According to the latest report by the National Gang Center, there are around 30,000 gangs in the US, which is a 15 percent increase in gang activity since 2006 and the highest annual estimate since 1996. As gang membership and violence are on a steady increase, the preventative measures need to keep up with the times.
The researchers, led by April Zeoli, associate professor of criminal justice, analyzed police data from Newark, New Jersey to gauge whether certain types of homicide cluster in specific areas and how the crimes spread. The researchers looked at gang-related murders as well as homicide motives such as revenge, domestic violence, drugs, and robbery, which weren’t directly connected to gang participation. The study found that the different types of homicide did indeed show different patterns. For example, cases in which domestic violence and robberies led to homicides showed no sign of clustering or spreading out.

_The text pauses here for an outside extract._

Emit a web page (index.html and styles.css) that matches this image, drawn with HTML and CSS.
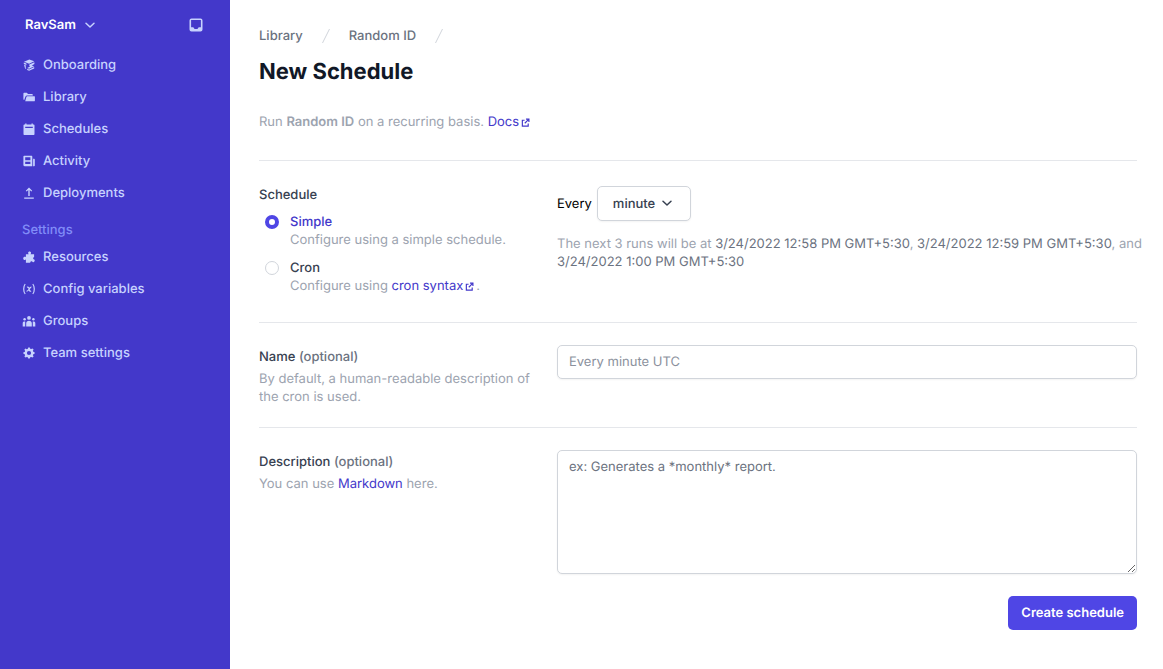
FILE: index.html
```html
<!DOCTYPE html>
<html lang="en">
<head>
<meta charset="utf-8">
<meta name="viewport" content="width=device-width, initial-scale=1">
<title>New Schedule</title>
<link rel="stylesheet" href="styles.css">
</head>
<body>
<div class="app">
  <aside class="sidebar">
    <div class="team-bar">
      <button class="team-button" type="button">RavSam
        <svg class="chevron" viewBox="0 0 12 12" aria-hidden="true"><path d="M2 4.200 6 8l4-3.800"/></svg>
      </button>
      <button class="inbox-button" type="button" aria-label="Inbox">
        <svg viewBox="0 0 14 14" aria-hidden="true"><path fill-rule="evenodd" d="M2.500.5h9a2 2 0 0 1 2 2v9a2 2 0 0 1-2 2h-9a2 2 0 0 1-2-2v-9a2 2 0 0 1 2-2Zm-.4 1.600v7.200h2.200L5.600 10.900h2.800L9.700 9.300h2.200V2.100Z"/></svg>
      </button>
    </div>
    <nav class="nav">
      <a class="nav-link" href="#"><svg viewBox="0 0 12 12" aria-hidden="true"><path d="M1 2.700 6.300.5l5 1.800-5.200 2.400ZM.8 3.600l2.600 1v1.300L.8 4.900ZM6.300 5.500l5.100-2.300v1.900L8.700 6.400l2.500.8L6.100 9.700 4.300 8.900l3-1.600-1-.4ZM1 5.800l2.300.9-.8 1 .8 2.500L2 9.300ZM4.200 9.800l1.900.8 5.100-2.500v1.300L6.100 11.800l-1.900-.8Z"/></svg>Onboarding</a>
      <a class="nav-link" href="#"><svg viewBox="0 0 12 12" aria-hidden="true"><path d="M.4 2.700c0-.6.4-1 1-1h2.400l1.200 1.200h3.800c.6 0 1 .4 1 1v.6H4.100c-.8 0-1.400.4-1.700 1.200L1.200 9C.7 9 .4 8.600.4 8.100Z"/><path d="M4.200 5.300h7.200c.4 0 .6.3.5.7v3.400c0 .5-.4.9-.9.9H2.200L3.400 6c.1-.4.4-.7.8-.7Z"/></svg>Library</a>
      <a class="nav-link" href="#"><svg viewBox="0 0 12 12" aria-hidden="true"><path fill-rule="evenodd" d="M2.200.5h1.300v1h5v-1h1.300v1h.7c.6 0 1 .4 1 1V11c0 .6-.4 1-1 1h-9c-.6 0-1-.4-1-1V2.500c0-.6.400-1 1-1h.7Zm0 3.300v1.200h7.600V3.800Z"/></svg>Schedules</a>
      <a class="nav-link" href="#"><svg viewBox="0 0 12 12" aria-hidden="true"><path fill-rule="evenodd" d="M1.500.7h6.800c.6 0 1 .4 1 1v9.600H1.600c-.7 0-1.200-.5-1.200-1.200V1.700c0-.6.400-1 1.100-1ZM2.200 2.300v2.900h5.200V2.300Zm0 4.500v2.300h5.200V6.800Z"/><path d="M10.100 3.700h.7c.6 0 1 .4 1 1v5.500c0 .6-.4 1-1 1h-.7Z"/></svg>Activity</a>
      <a class="nav-link" href="#"><svg viewBox="0 0 12 12" aria-hidden="true"><path d="M6 .5 9.200 3.700l-.8.800-1.700-1.600V9H5.300V2.900L3.600 4.500l-.8-.8ZM1.200 10.600h9.600v1.200H1.200Z"/></svg>Deployments</a>
      <h2 class="nav-heading">Settings</h2>
      <a class="nav-link" href="#"><svg viewBox="0 0 12 12" aria-hidden="true"><path d="M2.900 3.200h2.800c-1.300-1.600-.1-3 1.200-2.700 1.300.3 1.500 1.600.6 2.700h3.600v2.700c-1.300.3-1.200 2.300 0 2.500.7.300.8.900.4 1.800-.3.800-.8 1.200-1.600 1.100-.9-1.500-2.600-1.200-2.700.5H2.900V8.500C1.600 9.400.2 8.700.2 7.400s1.400-2.100 2.700-1.300Z"/></svg>Resources</a>
      <a class="nav-link" href="#"><svg class="stroke-icon" viewBox="0 0 12 12" aria-hidden="true"><path d="M2.200 1C.2 3.500.2 8.500 2.200 11M9.800 1c2 2.500 2 7.500 0 10M4 4.200c1.500-.6 1.900.6 2.100 2 .2 1.500.7 2.500 2 1.800M8.400 4.100C6.600 3.700 5.700 8.600 3.600 8.100"/></svg>Config variables</a>
      <a class="nav-link" href="#"><svg viewBox="0 0 12 12" aria-hidden="true"><circle cx="6" cy="2.900" r="1.900"/><circle cx="1.600" cy="4.200" r="1.200"/><circle cx="10.400" cy="4.200" r="1.200"/><path d="M3.200 11.600V8.200c0-1.500 1.200-2.500 2.800-2.500S8.800 6.700 8.800 8.200v3.400ZM-.3 11.400V8.200C-.3 7 .7 6.300 2.200 6.600v4.800ZM12.300 11.400V8.200c0-1.200-1-1.900-2.500-1.600v4.800Z"/></svg>Groups</a>
      <a class="nav-link" href="#"><svg viewBox="0 0 12 12" aria-hidden="true"><path fill-rule="evenodd" d="m5.200.4-.4 1.400-1 .4-1.400-.7-1 1.100.7 1.300-.4 1-1.300.3v1.600l1.300.4.4 1-.7 1.300 1.100 1.100 1.300-.7 1 .4.400 1.300h1.600l.4-1.300 1-.4 1.300.7 1.100-1.100-.7-1.300.4-1 1.300-.4V5.200l-1.300-.4-.4-1 .7-1.300-1.100-1.100-1.300.7-1-.4L6.800.4ZM6 3.900a2.100 2.100 0 1 1 0 4.200 2.100 2.100 0 0 1 0-4.200Z"/></svg>Team settings</a>
    </nav>
  </aside>

  <main class="main">
    <nav class="breadcrumbs" aria-label="Breadcrumb">
      <a href="#">Library</a>
      <svg viewBox="0 0 18 18" aria-hidden="true"><path d="M5.500 16 12.500 2"/></svg>
      <a href="#">Random ID</a>
      <svg viewBox="0 0 18 18" aria-hidden="true"><path d="M5.500 16 12.500 2"/></svg>
    </nav>
    <h1 class="title">New Schedule</h1>
    <p class="intro">Run <strong>Random ID</strong> on a recurring basis. <a class="link" href="#">Docs<svg class="external" viewBox="0 0 10 10" aria-hidden="true"><path d="M4 2.500H1.500v6.500H8V6.200M5.500 1.200h3.300v3.300M8.800 1.200 4.200 5.800"/></svg></a></p>

    <form class="form">
      <fieldset class="section schedule">
        <div class="section-info">
          <legend class="label">Schedule</legend>
          <div class="option">
            <input class="radio" type="radio" name="mode" id="simple" checked>
            <div>
              <label class="option-name" for="simple">Simple</label>
              <p class="hint">Configure using a simple schedule.</p>
            </div>
          </div>
          <div class="option">
            <input class="radio" type="radio" name="mode" id="cron">
            <div>
              <label class="option-name" for="cron">Cron</label>
              <p class="hint">Configure using <a class="link" href="#">cron syntax<svg class="external" viewBox="0 0 10 10" aria-hidden="true"><path d="M4 2.500H1.500v6.500H8V6.200M5.500 1.200h3.300v3.300M8.800 1.200 4.200 5.800"/></svg></a>.</p>
            </div>
          </div>
        </div>
        <div class="section-field">
          <div class="every">
            <label for="interval">Every</label>
            <span class="select-wrap">
              <select id="interval"><option>minute</option><option>hour</option><option>day</option></select>
              <svg class="chevron" viewBox="0 0 12 12" aria-hidden="true"><path d="M2 4.200 6 8l4-3.800"/></svg>
            </span>
          </div>
          <p class="hint">The next 3 runs will be at <span class="time">3/24/2022 12:58 PM GMT+5:30</span>, <span class="keep"><span class="time">3/24/2022 12:59 PM GMT+5:30</span>, and</span> <span class="time">3/24/2022 1:00 PM GMT+5:30</span></p>
        </div>
      </fieldset>

      <div class="section">
        <div class="section-info">
          <label class="label" for="name">Name <span class="optional">(optional)</span></label>
          <p class="hint">By default, a human-readable description of the cron is used.</p>
        </div>
        <div class="section-field"><input class="control" id="name" type="text" placeholder="Every minute UTC"></div>
      </div>

      <div class="section">
        <div class="section-info">
          <label class="label" for="description">Description <span class="optional">(optional)</span></label>
          <p class="hint">You can use <a class="link" href="#">Markdown</a> here.</p>
        </div>
        <div class="section-field"><textarea class="control" id="description" rows="6" placeholder="ex: Generates a *monthly* report."></textarea></div>
      </div>

      <div class="actions"><button class="submit" type="submit">Create schedule</button></div>
    </form>
  </main>
</div>
</body>
</html>
```
FILE: styles.css
```css
*, *::before, *::after { box-sizing: border-box; }

body {
  margin: 0;
  background: #fff;
  color: #000;
  font: 13px/18px Inter, "Liberation Sans", sans-serif;
  text-rendering: geometricPrecision;
}

h1, h2, p, fieldset, legend { margin: 0; padding: 0; border: 0; }
a { color: inherit; text-decoration: none; }
button, input, select, textarea { font: inherit; margin: 0; text-rendering: inherit; }

.app { display: flex; min-height: 100vh; }

.sidebar {
  flex: 0 0 230px;
  background: #4338ca;
  color: #c7d2fe;
  font-weight: 500;
}

.team-bar {
  display: flex;
  justify-content: space-between;
  align-items: center;
  height: 50px;
  padding: 0 27px 0 25px;
}

.team-button, .inbox-button {
  display: flex;
  align-items: center;
  padding: 0;
  border: 0;
  background: none;
  color: #c7d2fe;
}
.team-button { gap: 8px; color: #fff; font-weight: 600; }
.team-button .chevron { color: #c7d2fe; }
.inbox-button svg { width: 14px; height: 14px; fill: currentColor; }

.chevron {
  width: 12px;
  height: 12px;
  fill: none;
  stroke: currentColor;
  stroke-width: 1.500;
  stroke-linecap: round;
  stroke-linejoin: round;
}

.nav { display: flex; flex-direction: column; padding: 0 14px; }
.nav-link {
  display: flex;
  align-items: center;
  gap: 8px;
  height: 30px;
  margin-bottom: 2px;
  padding-left: 9px;
}
.nav-link svg { width: 12px; height: 12px; fill: currentColor; overflow: visible; }
.nav-link .stroke-icon { fill: none; stroke: currentColor; stroke-width: 1.200; }
.nav-heading {
  margin: 11px 0 3px;
  padding-left: 8px;
  color: #818cf8;
  font-size: 13px;
  font-weight: 500;
}

.main { flex: 1; min-width: 0; padding: 27px 26px 39px 29px; }

.breadcrumbs {
  display: flex;
  align-items: center;
  gap: 14px;
  color: #6b7280;
  font-weight: 500;
}
.breadcrumbs svg { width: 18px; height: 18px; fill: none; stroke: #d1d5db; }

.title {
  margin-top: 13px;
  color: #111827;
  font-size: 22px;
  line-height: 28px;
  font-weight: 700;
}

.intro { margin-top: 27px; color: #9ca3af; }
.intro strong { font-weight: 600; }
.link { color: #4338ca; }

.external {
  width: 9px;
  height: 9px;
  margin: 0 2px;
  fill: none;
  stroke: currentColor;
  stroke-width: 1.300;
  vertical-align: -1px;
}

.form { margin-top: 29px; }

.section {
  display: grid;
  grid-template-columns: repeat(3, minmax(0, 1fr));
  gap: 16px;
  min-width: 0;
  padding: 22px 0 21px;
  border-top: 1px solid #e5e7eb;
}
.section-field { grid-column: span 2; }

.label { display: block; margin: 3px 0 4px; color: #374151; font-weight: 500; }
.optional { color: #6b7280; }
.hint { color: #9ca3af; }

.schedule { padding: 25px 0 27px; }
.schedule .label { margin: 0; }
.option { display: flex; gap: 11px; margin-top: 10px; padding-left: 6px; }
.label + .option { margin-top: 9px; }
.option-name { display: block; color: #374151; font-weight: 500; }
.radio {
  flex: none;
  appearance: none;
  width: 14px;
  height: 14px;
  margin-top: 2px;
  border: 1px solid #d1d5db;
  border-radius: 50%;
  background: #fff;
}
.radio:checked { border: 4px solid #4f46e5; }
.radio:checked + div .option-name { color: #4338ca; }

.every { display: flex; align-items: center; gap: 5px; margin-bottom: 14px; }
.select-wrap { position: relative; color: #374151; }
.select-wrap select {
  display: block;
  appearance: none;
  width: 94px;
  height: 35px;
  padding: 0 30px 0 15px;
  border: 1px solid #d1d5db;
  border-radius: 5px;
  background: #fff;
  box-shadow: 0 1px 2px rgba(0, 0, 0, .05);
  color: inherit;
  font-weight: 500;
}
.select-wrap .chevron { position: absolute; top: 11px; right: 18px; pointer-events: none; }
.time { color: #6b7280; }

@media (min-width: 1100px) {
  .schedule .section-field .hint { margin-right: -8px; }
  .keep { white-space: nowrap; }
}

.control {
  display: block;
  width: 100%;
  padding: 7px 11px;
  border: 1px solid #d1d5db;
  border-radius: 5px;
  background: #fff;
  box-shadow: 0 1px 2px rgba(0, 0, 0, .05);
  color: #111827;
}
.control::placeholder { color: #8b919d; opacity: 1; }
textarea.control { resize: vertical; }
textarea.control::placeholder { color: #6b7280; }

.actions { display: flex; justify-content: flex-end; margin-top: 1px; }
.submit {
  padding: 8px 13px;
  border: 0;
  border-radius: 5px;
  background: #4f46e5;
  color: #fff;
  font-weight: 600;
}
```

Gang-related killings, on the other hand, spread in a systemic pattern. Looking at data from July 2002 to December 2005, the researchers identified four adjacent clusters of gang-related homicides that started in central Newark and moved roughly clockwise.
Interestingly, revenge and drug-motivated homicides unrelated to gang activity didn’t spread out like the gang-homicides, but they did cluster in the same general areas.
Correlations like these will make it easier for researchers to determine which types of underlying issues may provoke gangs to attack. Communities can use this data along with the patterns that show how gang activity spreads geographically in order to best predict future gang killings. By relating the overlapping data, Zeoli suggests that, “This provides one piece of the puzzle that may allow us to start forecasting where homicide is going to be the worst — and that may be preceded in large part by changes in gang networks.”
The study, published in the American Journal of Public Health, concluded that, “By tracking how homicide types diffuse through communities and determining which places have ongoing or emerging homicide problems by type, we can better inform the deployment of prevention and intervention efforts.”